We know that the future can’t causally influence the past. As a result, we can draw the following DAG using Dagitty:

Code

# https://evalf21.classes.andrewheiss.com/example/dags/
dag_1 <- dagitty('dag {
bb="0,0,1,1"
math_8 [exposure,pos="0.3,0.500"]
mth1w [exposure,pos="0.500,0.500"]
mpm2d [outcome,pos="0.700,0.500"]
math_8 -> mth1w
mth1w -> mpm2d
}
')

ggdag_status(dag_1, node_size = 20) +
  guides(color = "none") +  # Turn off legend
  theme_dag()

Figure 2.1: DAG for predicting MPM2D using MTH1W and year 8.

Another thing we know about Ontario courses is that students are only streamed in year 10. MPM2D is part of the academic stream which involves more abstract math and is typically more challenging. From experience, students tend to do well in middle school, experience a slight drop in year 9 (MTH1W) and another drop in year 10 if they decide to pursue the academic route. We also know that few students fail math courses in Ontario. As a result, the distribution of grades tend not to be symmetric around the mean. Instead, they are skewed to the left similar to the orange student in Figure 1.1.
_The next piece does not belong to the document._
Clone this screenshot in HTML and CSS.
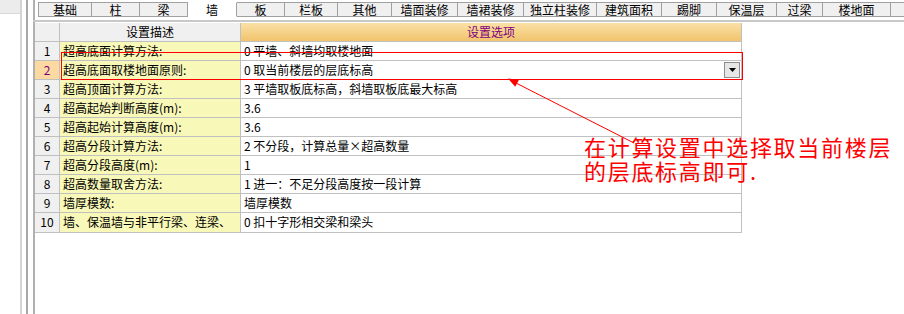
FILE: index.html
```html
<!DOCTYPE html>
<html lang="zh">
<head>
<meta charset="utf-8">
<link rel="stylesheet" href="styles.css">
</head>
<body>
<div class="page">
  <div class="side">
    <div class="tree"><div class="tree-top"></div></div>
    <div class="rail r1"></div>
    <div class="rail r2"></div>
    <div class="rail r3"></div>
  </div>
  <div class="main">
    <div class="tabs">
      <div class="tab w54">基础</div>
      <div class="tab w48">柱</div>
      <div class="tab w48">梁</div>
      <div class="tab active w49">墙</div>
      <div class="tab w48">板</div>
      <div class="tab w53">栏板</div>
      <div class="tab w54">其他</div>
      <div class="tab w66">墙面装修</div>
      <div class="tab w66">墙裙装修</div>
      <div class="tab w73">独立柱装修</div>
      <div class="tab w65">建筑面积</div>
      <div class="tab w55">踢脚</div>
      <div class="tab w60">保温层</div>
      <div class="tab w46">过梁</div>
      <div class="tab w68">楼地面</div>
      <div class="tab w20"></div>
    </div>
    <div class="sep"></div>
    <div class="grid">
      <div class="c num hd"></div>
      <div class="c hd desc-hd">设置描述</div>
      <div class="c hd opt-hd">设置选项</div>

      <div class="c num">1</div><div class="c desc">超高底面计算方法:</div><div class="c val">0 平墙、斜墙均取楼地面</div>
      <div class="c num sel">2</div><div class="c desc">超高底面取楼地面原则:</div><div class="c val combo"><span>0 取当前楼层的层底标高</span><span class="drop"><svg width="7" height="4" viewBox="0 0 7 4"><path d="M0 0H7L3.5 4Z" fill="#000"/></svg></span></div>
      <div class="c num">3</div><div class="c desc">超高顶面计算方法:</div><div class="c val">3 平墙取板底标高，斜墙取板底最大标高</div>
      <div class="c num">4</div><div class="c desc">超高起始判断高度(m):</div><div class="c val">3.6</div>
      <div class="c num">5</div><div class="c desc">超高起始计算高度(m):</div><div class="c val">3.6</div>
      <div class="c num">6</div><div class="c desc">超高分段计算方法:</div><div class="c val">2 不分段，计算总量×超高数量</div>
      <div class="c num">7</div><div class="c desc">超高分段高度(m):</div><div class="c val">1</div>
      <div class="c num">8</div><div class="c desc">超高数量取舍方法:</div><div class="c val">1 进一：不足分段高度按一段计算</div>
      <div class="c num">9</div><div class="c desc">墙厚模数:</div><div class="c val">墙厚模数</div>
      <div class="c num">10</div><div class="c desc">墙、保温墙与非平行梁、连梁、</div><div class="c val">0 扣十字形相交梁和梁头</div>
    </div>
  </div>

  <div class="mark"></div>
  <svg class="arrow" width="904" height="314" viewBox="0 0 904 314">
    <line x1="634" y1="143" x2="514" y2="82" stroke="#ff0000" stroke-width="1"/>
    <polygon points="508,78.5 515.2,86.8 519,79.8" fill="#ff0000"/>
  </svg>
  <div class="note">在计算设置中选择取当前楼层<br>的层底标高即可.</div>
</div>
</body>
</html>
```

FILE: styles.css
```css
html, body {
  margin: 0;
  padding: 0;
  background: #ffffff;
}

body {
  font-family: "Noto Sans CJK SC", "Liberation Sans", sans-serif;
  font-size: 12px;
  color: #000;
}

.page {
  position: relative;
  width: 904px;
  height: 314px;
  display: flex;
  overflow: hidden;
}

.side {
  width: 35px;
  flex: none;
  display: flex;
}

.tree {
  width: 20px;
  flex: none;
  background: #ffffff;
}

.tree-top {
  height: 13px;
  background: #ececec;
  border-bottom: 1px solid #d8d8d8;
}

.rail {
  flex: none;
}

.r1 {
  width: 2px;
  background: #d4d4d4;
  margin-right: 4px;
}

.r2 {
  width: 2px;
  background: #a8a8a8;
  margin-right: 5px;
}

.r3 {
  width: 2px;
  background: #b0b0b0;
}

.main {
  flex: 1;
  display: flex;
  flex-direction: column;
}

.tabs {
  display: flex;
  padding-top: 2px;
  padding-left: 3px;
  height: 15px;
}

.tab {
  box-sizing: border-box;
  height: 15px;
  line-height: 13px;
  font-size: 12px;
  text-align: center;
  background: #f0f0f0;
  border: 1px solid #a0a0a0;
  border-left: none;
  white-space: nowrap;
}

.tab:first-child {
  border-left: 1px solid #a0a0a0;
}

.tab.active {
  background: #ffffff;
  border-top-color: #ffffff;
  border-bottom-color: #ffffff;
}

.w20 { width: 20px; }
.w46 { width: 46px; }
.w48 { width: 48px; }
.w49 { width: 49px; }
.w53 { width: 53px; }
.w54 { width: 54px; }
.w55 { width: 55px; }
.w60 { width: 60px; }
.w65 { width: 65px; }
.w66 { width: 66px; }
.w68 { width: 68px; }
.w73 { width: 73px; }

.sep {
  margin-top: 3px;
  height: 2px;
  background: #c8c8c8;
  margin-left: -2px;
}

.grid {
  margin-top: 1px;
  display: grid;
  grid-template-columns: 25px 181px 501px;
  grid-auto-rows: 19px;
  width: 707px;
  border-bottom: 1px solid #c0c0c0;
}

.c {
  box-sizing: border-box;
  border-right: 1px solid #c0c0c0;
  border-bottom: 1px solid #c0c0c0;
  line-height: 18px;
  padding-left: 3px;
  white-space: nowrap;
  overflow: hidden;
}

.grid > .c:nth-last-child(-n+3) {
  border-bottom: none;
}

.num {
  background: #f0f0f0;
  text-align: center;
  padding-left: 0;
}

.num.sel {
  background: #fcd9a0;
  color: #800080;
}

.hd {
  text-align: center;
  padding-left: 0;
}

.desc-hd {
  background: #f0f0f0;
}

.opt-hd {
  background: linear-gradient(#fae0a6, #f1c46c);
  color: #800080;
}

.desc {
  background: #f8f8b8;
}

.val {
  background: #ffffff;
}

.combo {
  display: flex;
  justify-content: space-between;
  align-items: center;
  padding-right: 1px;
}

.drop {
  box-sizing: border-box;
  width: 16px;
  height: 16px;
  background: #e6e6e6;
  border: 1px solid #8c8c8c;
  display: flex;
  align-items: center;
  justify-content: center;
}

.mark {
  position: absolute;
  left: 61px;
  top: 52px;
  width: 682px;
  height: 28px;
  box-sizing: border-box;
  border: 1px solid #ff0000;
}

.arrow {
  position: absolute;
  left: 0;
  top: 0;
}

.note {
  position: absolute;
  left: 584px;
  top: 134px;
  font-size: 22px;
  line-height: 24px;
  letter-spacing: 1.7px;
  color: #ff0000;
  white-space: nowrap;
}
```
Furthermore, we expect year 9 results to correlate more strongly to year 10 results than the ones from year 8 for a few reasons. First, year 8 is two years prior while year 9 is only a year ago. The extra year allows for more opportunities for students to change. Second, the concepts of the year 9 mathematics course align more closely to the concepts of year 10. A student who masters the concepts of year 9 is well prepared for year 10 but the same can’t be said about year 8. Third, high schools operate between year 9 and grade 12 so the same math department and potentially the same teacher will teach both courses so it’d make sense that the grades are more reliable. It’s possible, for instance, that the middle school math teachers have a different grading philosophy than high school teachers. We could model the effect of the teacher if we had a large data set by drawing the following DAG.

Code

# https://evalf21.classes.andrewheiss.com/example/dags/
dag_2 <- dagitty('dag {
bb="0,0,1,1"
teacher [exposure,pos="0.5,0.750"]
math_8 [exposure,pos="0.3,0.250"]
mth1w [exposure,pos="0.500,0.250"]
mpm2d [outcome,pos="0.700,0.250"]
teacher -> math_8
teacher -> mth1w
teacher -> mpm2d
math_8 -> mth1w
mth1w -> mpm2d
}
')

ggdag_status(dag_2, node_size = 20) +
  guides(color = "none") +  # Turn off legend
  theme_dag()

Figure 2.2: Hierarchical DAG with the effect of the teacher.

Let’s ignore the teacher effect for now for simplicity. Notice that Figure 2.1 assumes that year 8 has no direct effect on year 10 results. This implies that knowing a student’s year 8 final grade tells you nothing more than only knowing their final grade in year 9. In other words, the effect of year 8 on year 10 is fully mediated by year 9.

Code

dag_3 <- dagitty('dag {
bb="0,0,1,1"
math_8 [exposure,pos="0.5,0.6"]
mpm2d [outcome,pos="0.7,0.4"]
mth1w [exposure,pos="0.3,0.4"]
math_8 -> mth1w
math_8 -> mpm2d
mth1w -> mpm2d
}
')

ggdag_status(dag_3, node_size = 20) +
  guides(color = "none") +  # Turn off legend
  theme_dag()

Figure 2.3: Alternative model for predicting MPM2D using MTH1W and year 8.

Figure 2.3 is better represents our understanding of the data-generating process. Every previous course causally influences future courses both directly and indirectly. Thus, we’ll continue our modeling journey with this model.